TASK BRIEF: Quote all of the data exactly as given. Skip every picture it contains.

DATASET CONTENT:
***
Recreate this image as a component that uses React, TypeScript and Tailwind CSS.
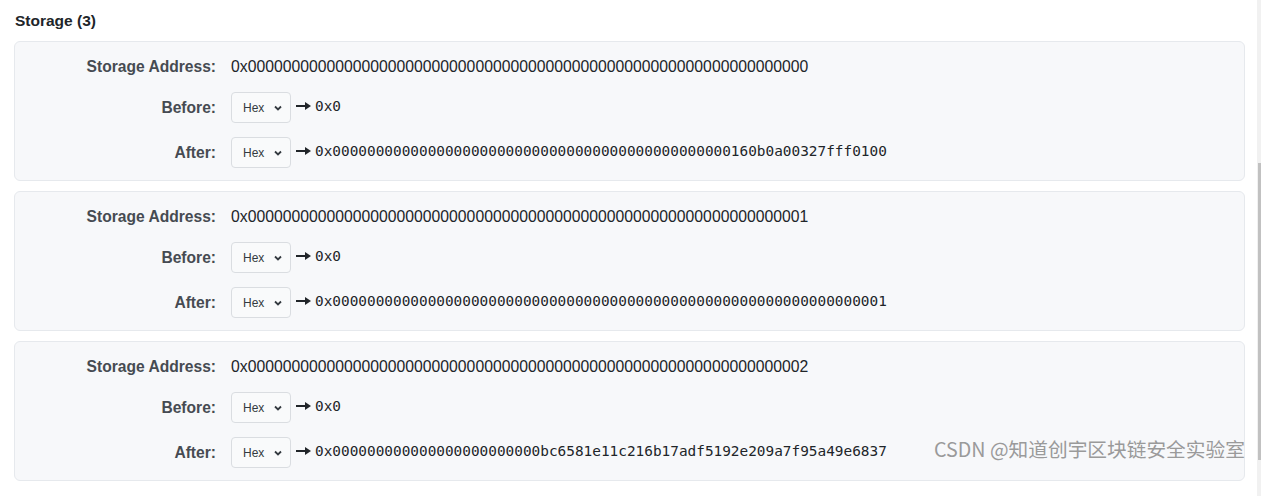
import React from "react";

type Slot = {
  address: string;
  before: string;
  after: string;
};

const ZEROS = "0".repeat(64);

const SLOTS: Slot[] = [
  {
    address: "0x" + ZEROS,
    before: "0x0",
    after: "0x" + "0".repeat(46) + "160b0a00327fff0100",
  },
  {
    address: "0x" + ZEROS.slice(1) + "1",
    before: "0x0",
    after: "0x" + ZEROS.slice(1) + "1",
  },
  {
    address: "0x" + ZEROS.slice(1) + "2",
    before: "0x0",
    after: "0x" + "0".repeat(24) + "bc6581e11c216b17adf5192e209a7f95a49e6837",
  },
];

function HexSelect() {
  return (
    <div className="w-[60px] h-[31px] shrink-0 rounded-[4px] border border-[#dadde1] bg-[#f9fafb] flex items-center pl-[11px] text-[12px] text-[#343a40]">
      <span>Hex</span>
      <svg className="ml-[10px] mt-[1px]" width="8" height="6" viewBox="0 0 8 6">
        <polyline points="1,1.5 4,4.5 7,1.5" fill="none" stroke="#343a40" strokeWidth="1.8" />
      </svg>
    </div>
  );
}

function Arrow() {
  return (
    <svg className="ml-[5px] mr-[4px] mb-[3px]" width="15" height="8" viewBox="0 0 15 8">
      <rect x="0" y="3" width="10" height="2" fill="#212529" />
      <polygon points="9,0 15,4 9,8" fill="#212529" />
    </svg>
  );
}

function Row({ label, children }: { label: string; children: React.ReactNode }) {
  return (
    <div className="flex items-center gap-[15px]">
      <div className="w-[201px] shrink-0 text-right font-bold text-[15.6px] text-[#464b52]">{label}</div>
      {children}
    </div>
  );
}

function SlotCard({ slot }: { slot: Slot }) {
  return (
    <div className="rounded-[6px] border border-[#e6e9ed] bg-[#f7f8fa] py-[12px] flex flex-col gap-[14px]">
      <div className="h-[24px] pt-[2px] flex items-center">
        <Row label="Storage Address:">
          <span className="text-[15.75px] text-[#212529]">{slot.address}</span>
        </Row>
      </div>
      <Row label="Before:">
        <div className="flex items-center">
          <HexSelect />
          <Arrow />
          <span className="font-['DejaVu_Sans_Mono',monospace] text-[14.4px] text-[#212529] mb-[1px]">{slot.before}</span>
        </div>
      </Row>
      <Row label="After:">
        <div className="flex items-center">
          <HexSelect />
          <Arrow />
          <span className="font-['DejaVu_Sans_Mono',monospace] text-[14.4px] text-[#212529] mb-[1px]">{slot.after}</span>
        </div>
      </Row>
    </div>
  );
}

export default function App() {
  return (
    <div className="relative w-[1261px] h-[496px] overflow-hidden bg-white flex font-['Liberation_Sans',Arial,sans-serif]">
      <div className="flex-1 pl-[14px] pr-[12px] pt-[9px]">
        <h3 className="h-[24px] leading-[24px] mb-[8px] pl-[1px] font-bold text-[15.5px] text-[#212529]">Storage (3)</h3>
        <div className="flex flex-col gap-[10px]">
          {SLOTS.map((slot, i) => (
            <SlotCard key={i} slot={slot} />
          ))}
        </div>
      </div>

      {/* scrollbar */}
      <div className="w-[4px] h-full bg-[#f1f1f1] flex flex-col">
        <div className="mt-[163px] h-[297px] ml-[1px] bg-[#c1c1c1]" />
      </div>

      {/* watermark */}
      <div className="absolute left-[934px] top-[435px] text-[19.7px] leading-[28px] text-[#9a9a9a] font-['Noto_Sans_CJK_SC',sans-serif]">
        CSDN @知道创宇区块链安全实验室
      </div>
    </div>
  );
}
***
EXERCISE OUTPUT:
Recreate this image as a component that uses React, TypeScript and Tailwind CSS.
import React from "react";

type Slot = {
  address: string;
  before: string;
  after: string;
};

const ZEROS = "0".repeat(64);

const SLOTS: Slot[] = [
  {
    address: "0x" + ZEROS,
    before: "0x0",
    after: "0x" + "0".repeat(46) + "160b0a00327fff0100",
  },
  {
    address: "0x" + ZEROS.slice(1) + "1",
    before: "0x0",
    after: "0x" + ZEROS.slice(1) + "1",
  },
  {
    address: "0x" + ZEROS.slice(1) + "2",
    before: "0x0",
    after: "0x" + "0".repeat(24) + "bc6581e11c216b17adf5192e209a7f95a49e6837",
  },
];

function HexSelect() {
  return (
    <div className="w-[60px] h-[31px] shrink-0 rounded-[4px] border border-[#dadde1] bg-[#f9fafb] flex items-center pl-[11px] text-[12px] text-[#343a40]">
      <span>Hex</span>
      <svg className="ml-[10px] mt-[1px]" width="8" height="6" viewBox="0 0 8 6">
        <polyline points="1,1.5 4,4.5 7,1.5" fill="none" stroke="#343a40" strokeWidth="1.8" />
      </svg>
    </div>
  );
}

function Arrow() {
  return (
    <svg className="ml-[5px] mr-[4px] mb-[3px]" width="15" height="8" viewBox="0 0 15 8">
      <rect x="0" y="3" width="10" height="2" fill="#212529" />
      <polygon points="9,0 15,4 9,8" fill="#212529" />
    </svg>
  );
}

function Row({ label, children }: { label: string; children: React.ReactNode }) {
  return (
    <div className="flex items-center gap-[15px]">
      <div className="w-[201px] shrink-0 text-right font-bold text-[15.6px] text-[#464b52]">{label}</div>
      {children}
    </div>
  );
}

function SlotCard({ slot }: { slot: Slot }) {
  return (
    <div className="rounded-[6px] border border-[#e6e9ed] bg-[#f7f8fa] py-[12px] flex flex-col gap-[14px]">
      <div className="h-[24px] pt-[2px] flex items-center">
        <Row label="Storage Address:">
          <span className="text-[15.75px] text-[#212529]">{slot.address}</span>
        </Row>
      </div>
      <Row label="Before:">
        <div className="flex items-center">
          <HexSelect />
          <Arrow />
          <span className="font-['DejaVu_Sans_Mono',monospace] text-[14.4px] text-[#212529] mb-[1px]">{slot.before}</span>
        </div>
      </Row>
      <Row label="After:">
        <div className="flex items-center">
          <HexSelect />
          <Arrow />
          <span className="font-['DejaVu_Sans_Mono',monospace] text-[14.4px] text-[#212529] mb-[1px]">{slot.after}</span>
        </div>
      </Row>
    </div>
  );
}

export default function App() {
  return (
    <div className="relative w-[1261px] h-[496px] overflow-hidden bg-white flex font-['Liberation_Sans',Arial,sans-serif]">
      <div className="flex-1 pl-[14px] pr-[12px] pt-[9px]">
        <h3 className="h-[24px] leading-[24px] mb-[8px] pl-[1px] font-bold text-[15.5px] text-[#212529]">Storage (3)</h3>
        <div className="flex flex-col gap-[10px]">
          {SLOTS.map((slot, i) => (
            <SlotCard key={i} slot={slot} />
          ))}
        </div>
      </div>

      {/* scrollbar */}
      <div className="w-[4px] h-full bg-[#f1f1f1] flex flex-col">
        <div className="mt-[163px] h-[297px] ml-[1px] bg-[#c1c1c1]" />
      </div>

      {/* watermark */}
      <div className="absolute left-[934px] top-[435px] text-[19.7px] leading-[28px] text-[#9a9a9a] font-['Noto_Sans_CJK_SC',sans-serif]">
        CSDN @知道创宇区块链安全实验室
      </div>
    </div>
  );
}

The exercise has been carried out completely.